Apple Watch and Fitbit predict IBD flare-ups

  • February 5, 2025
  • Steve Rogerson

Common wearable devices, such as Apple Watch and Fitbit, can identify, differentiate and predict flare-ups in inflammatory bowel disease (IBD), according to researchers at Mount Sinai Health System in New York.

Findings from the first-of-its-kind study, which were published (www.gastrojournal.org/article/S0016-5085(25)00013-7/abstract) in the journal Gastroenterology, suggest that wearable technology can predict the subsequent development of flares in IBD, enabling continuous disease monitoring through widely available commercial devices.

“Current disease-monitoring methods rely on patients directly interacting with their doctors, either through office visits, blood or stool testing, or by undergoing a colonoscopy,” said first author Robert Hirten from the Icahn School of Medicine at Mount Sinai (www.mountsinai.org). “These methods also only assess the disease at one point in time, and can often be invasive or inconvenient. Our study shows that commonly used wearable devices such as Apple Watches, Fitbits and Oura Rings, can be effective tools in monitoring chronic inflammatory diseases like IBD. This creates an opportunity to monitor the disease remotely outside the health care setting, in a continuous manner, and potentially in real time.”

IBD is a chronic condition that causes inflammation in the intestines and affects more than 2.4 million people in the USA. Mount Sinai researchers enrolled more than 300 participants with ulcerative colitis or Crohn’s disease, the two major types of IBD, from 36 states. The participants wore devices, answered daily symptom surveys, and provided blood and stool assessments of inflammation.

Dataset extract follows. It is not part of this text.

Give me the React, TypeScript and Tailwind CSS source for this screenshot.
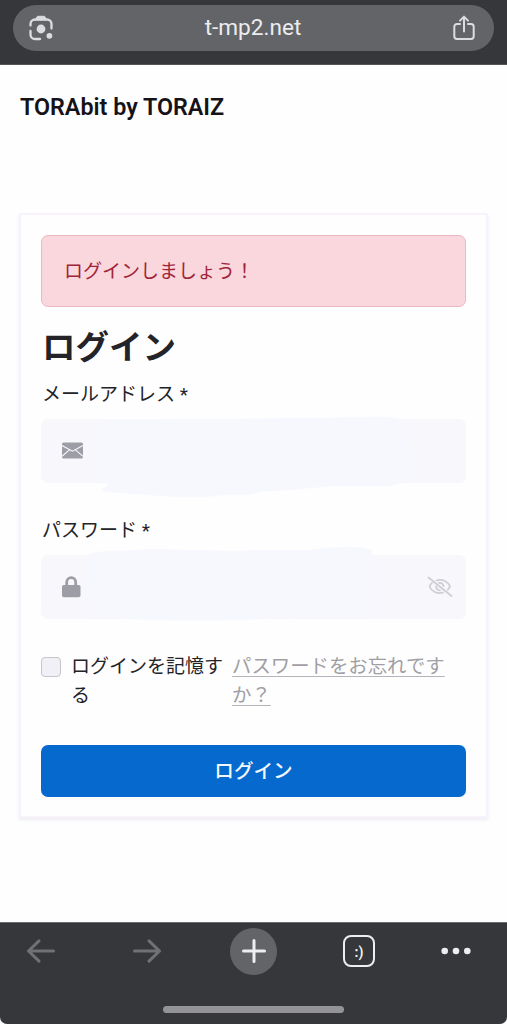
import type { ReactNode } from "react";

export default function App() {
  return (
    <div className="flex h-[1024px] w-[507px] flex-col overflow-hidden bg-[#fefefe] font-['Roboto','Noto_Sans_CJK_JP',sans-serif] text-[#242328]">
      <AddressBar />
      <main className="flex-1 px-[19px]">
        <h1 className="mt-[27px] pl-px text-[23.3px] leading-[30px] font-semibold whitespace-nowrap text-[#151317]">
          TORAbit by TORAIZ
        </h1>
        <LoginCard />
      </main>
      <BottomBar />
    </div>
  );
}

function AddressBar() {
  return (
    <header className="flex h-[65px] shrink-0 items-start border-b border-[#55565a] bg-[#36373b] px-[13px] pt-[5px]">
      <div className="flex h-[46px] w-full items-center justify-between rounded-full bg-[#636468] pr-[18px] pl-[15px] text-[#dcdce0]">
        <LensIcon />
        <span className="text-[22.6px] leading-none text-[#ececf0]">t-mp2.net</span>
        <ShareIcon />
      </div>
    </header>
  );
}

function LoginCard() {
  return (
    <form
      onSubmit={(e) => e.preventDefault()}
      className="mt-[91px] h-[605px] border-2 border-[#f8f3fa] px-5 pt-5 text-[19px] shadow-[0_2px_3px_rgba(90,80,160,0.10)]"
    >
      <div className="flex h-[72px] items-center rounded-[7px] border-[1.5px] border-[#ecb8c2] bg-[#fad6dd] px-[22px] pt-0.5 text-[#a02438]">
        ログインしましょう！
      </div>
      <h2 className="mt-[18px] pl-px text-[33.5px] leading-[46px] font-bold">ログイン</h2>

      <div className="mt-[9px]">
        <Field label="メールアドレス" type="email" icon={<MailIcon />} smudge={<EmailSmudge />} />
      </div>
      <div className="mt-[33px]">
        <Field
          label="パスワード"
          type="password"
          icon={<LockIcon />}
          smudge={<PasswordSmudge />}
          trailing={<EyeOffIcon />}
        />
      </div>

      <div className="mt-[34px] flex leading-[28.5px]">
        <label className="flex w-[191px] shrink-0 items-start">
          <input
            type="checkbox"
            className="mt-1 size-5 shrink-0 appearance-none rounded-[4px] border-[1.5px] border-[#c6c5c9] bg-[#f1f0f6]"
          />
          <span className="ml-[10px] w-[154px]">ログインを記憶する</span>
        </label>
        <a
          href="#"
          className="w-[214px] text-[19.4px] text-[#a09fa5] underline decoration-[#b5b4ba] decoration-1 underline-offset-[3px]"
        >
          パスワードをお忘れですか？
        </a>
      </div>

      <button
        type="submit"
        className="mt-[35px] h-[52px] w-full rounded-[7px] bg-[#0669ce] pt-px text-[19.6px] font-medium text-[#f1f8ff]"
      >
        ログイン
      </button>
    </form>
  );
}

function Field({
  label,
  type,
  icon,
  smudge,
  trailing,
}: {
  label: string;
  type: string;
  icon: ReactNode;
  smudge: ReactNode;
  trailing?: ReactNode;
}) {
  return (
    <div>
      <label className="block h-[39px] pt-px pl-px leading-[28px]">{label} *</label>
      <div className="relative flex h-[64px] items-center rounded-[7px] bg-[#f7f7fc] pr-[13px] pl-5">
        {smudge}
        {icon}
        <input type={type} aria-label={label} className="min-w-0 flex-1 bg-transparent outline-none" />
        {trailing}
      </div>
    </div>
  );
}

function BottomBar() {
  return (
    <footer className="flex h-[102px] shrink-0 flex-col items-center rounded-b-[7px] border-t border-[#6b6c70] bg-[#36373b]">
      <nav className="mt-[4px] flex h-[48px] w-full items-center pr-[36px] pl-[26px] text-[#eeeef0]">
        <ArrowIcon />
        <ArrowIcon className="ml-[76px] rotate-180" />
        <button
          type="button"
          aria-label="New tab"
          className="ml-[68px] flex size-[47px] items-center justify-center rounded-full bg-[#636468]"
        >
          <svg width="24" height="24" viewBox="0 0 24 24" stroke="currentColor" strokeWidth="3" strokeLinecap="round">
            <path d="M12 1.500v21M1.500 12h21" />
          </svg>
        </button>
        <button
          type="button"
          aria-label="Tabs"
          className="ml-[66px] flex size-8 items-center justify-center rounded-[8px] border-[2.5px] border-current pt-0.5 text-[14px] leading-none font-bold"
        >
          :)
        </button>
        <svg className="ml-auto" width="30" height="8" viewBox="0 0 30 8" fill="currentColor">
          <circle cx="3.7" cy="4" r="3.3" />
          <circle cx="15" cy="4" r="3.3" />
          <circle cx="26.3" cy="4" r="3.3" />
        </svg>
      </nav>
      <div className="mt-[31px] h-[7px] w-[181px] rounded-full bg-[#949496]" />
    </footer>
  );
}

function ArrowIcon({ className = "" }: { className?: string }) {
  return (
    <svg
      className={className}
      width="30"
      height="26"
      viewBox="0 0 30 26"
      fill="none"
      stroke="#707175"
      strokeWidth="3"
      strokeLinecap="round"
      strokeLinejoin="round"
    >
      <path d="M27.500 13H2.500M13 2.800 2.500 13 13 23.200" />
    </svg>
  );
}

function LensIcon() {
  return (
    <svg width="26" height="26" viewBox="0 0 26 26" fill="none" stroke="currentColor" strokeWidth="2.3" strokeLinecap="round">
      <path d="M2.500 10.500V9a4.500 4.500 0 0 1 4.500-4.500h12A4.500 4.500 0 0 1 23.500 9v4.500" />
      <path d="M2.500 16v3.500A4.500 4.500 0 0 0 7 24h5" />
      <path d="M7.500 4.500 9.500 1.300h7L18.500 4.500Z" fill="currentColor" strokeWidth="1" strokeLinejoin="round" />
      <circle cx="13" cy="14" r="4.4" fill="currentColor" stroke="none" />
      <circle cx="21.4" cy="20.8" r="2.9" fill="currentColor" stroke="none" />
    </svg>
  );
}

function ShareIcon() {
  return (
    <svg
      width="24"
      height="26"
      viewBox="0 0 24 26"
      fill="none"
      stroke="currentColor"
      strokeWidth="2"
      strokeLinecap="round"
      strokeLinejoin="round"
    >
      <path d="M8 9H5a2.700 2.700 0 0 0-2.700 2.700v9.600A2.700 2.700 0 0 0 5 24h14a2.700 2.700 0 0 0 2.700-2.700v-9.600A2.700 2.700 0 0 0 19 9h-3" />
      <path d="M12 16.500V2M8 5.600l4-4 4 4" />
    </svg>
  );
}

function MailIcon() {
  return (
    <svg className="relative ml-px shrink-0" width="22" height="18" viewBox="0 0 22 18">
      <rect x="0" y="0.5" width="21" height="16" rx="1.6" fill="#9d9da5" />
      <path d="m0 3.500 10.500 5.700L21 3.500M0 14.300l7.500-6.500M21 14.300l-7.500-6.500" fill="none" stroke="#f7f7fc" strokeWidth="1.1" />
    </svg>
  );
}

function LockIcon() {
  return (
    <svg className="relative ml-px shrink-0" width="20" height="22" viewBox="0 0 20 22">
      <path d="M4.700 10V6.200a4.500 4.500 0 0 1 9 0V10" fill="none" stroke="#9d9da5" strokeWidth="2.8" />
      <rect x="0" y="9" width="18.5" height="12.3" rx="1.8" fill="#9d9da5" />
    </svg>
  );
}

function EyeOffIcon() {
  return (
    <svg
      className="shrink-0"
      width="26"
      height="22"
      viewBox="0 0 26 22"
      fill="none"
      stroke="#cfced4"
      strokeWidth="1.8"
      strokeLinecap="round"
    >
      <path d="m1.500 1.500 23 18.500" />
      <path d="M9.500 4.500C15.500 2.600 21.200 5.600 23 10.500c-.5 1.300-1.200 2.300-2.200 3.200" />
      <path d="M5 6.800C3.800 7.900 3 9.200 2.500 10.500c2 5 7.700 7.700 13.500 6.200" />
      <path d="M12 7c2.300-.3 4.200 1 4.600 3.200M9 10.300c.2 2.300 1.800 3.800 4 4" />
    </svg>
  );
}

// Tinted strokes brushed over the field values, spilling past the field edges.
function EmailSmudge() {
  return (
    <svg className="absolute -top-2 left-0" width="425" height="92" viewBox="0 0 425 92" fill="#f6f8fe">
      <path d="M62 10 180 8 265 7 320 6Q348 4 361 9L373 60 365 70Q353 76 338 75L292 75 250 79Q236 80 225 80L207 84 185 84Q155 88 120 85L65 81Q56 79 65 76L67 73 60 70Z" />
    </svg>
  );
}

function PasswordSmudge() {
  return (
    <svg className="absolute -top-2 left-0" width="425" height="78" viewBox="0 0 425 78" fill="#f6f8fe">
      <path d="M46 8Q60 3 78 4L110 2 195 4 220 3 270 3 285 1Q315-2 331 3L333 65 325 71 220 72Q160 75 85 72L50 70Z" />
    </svg>
  );
}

The researchers found that circadian patterns of heart rate variability (a marker of nervous system function), along with heart rate, oxygenation and daily activity, all measured by the wearable devices, were significantly altered when inflammation or symptoms were present. Moreover, these physiological markers could detect inflammation even in the absence of symptoms and distinguish whether symptoms were driven by active inflammation in the intestines. Importantly, the researchers found these metrics measured by wearables changed up to seven weeks before flares developed.

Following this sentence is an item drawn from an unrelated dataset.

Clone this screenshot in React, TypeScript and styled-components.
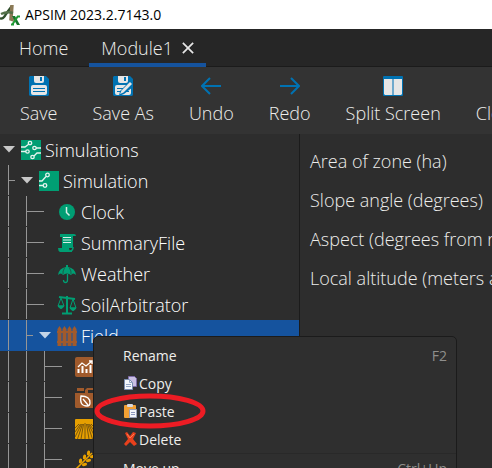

The researchers are applying similar approaches to other chronic inflammatory diseases, such as rheumatoid arthritis, and leveraging artificial intelligence to develop algorithms using wearable device data to predict flares on an individualised basis.

“These findings open the door to leveraging wearable technology for health monitoring and disease management in innovative ways we haven’t previously considered,” Hirten said. “Our hope is that, in the future, this approach will significantly enhance the quality of life of our patients.”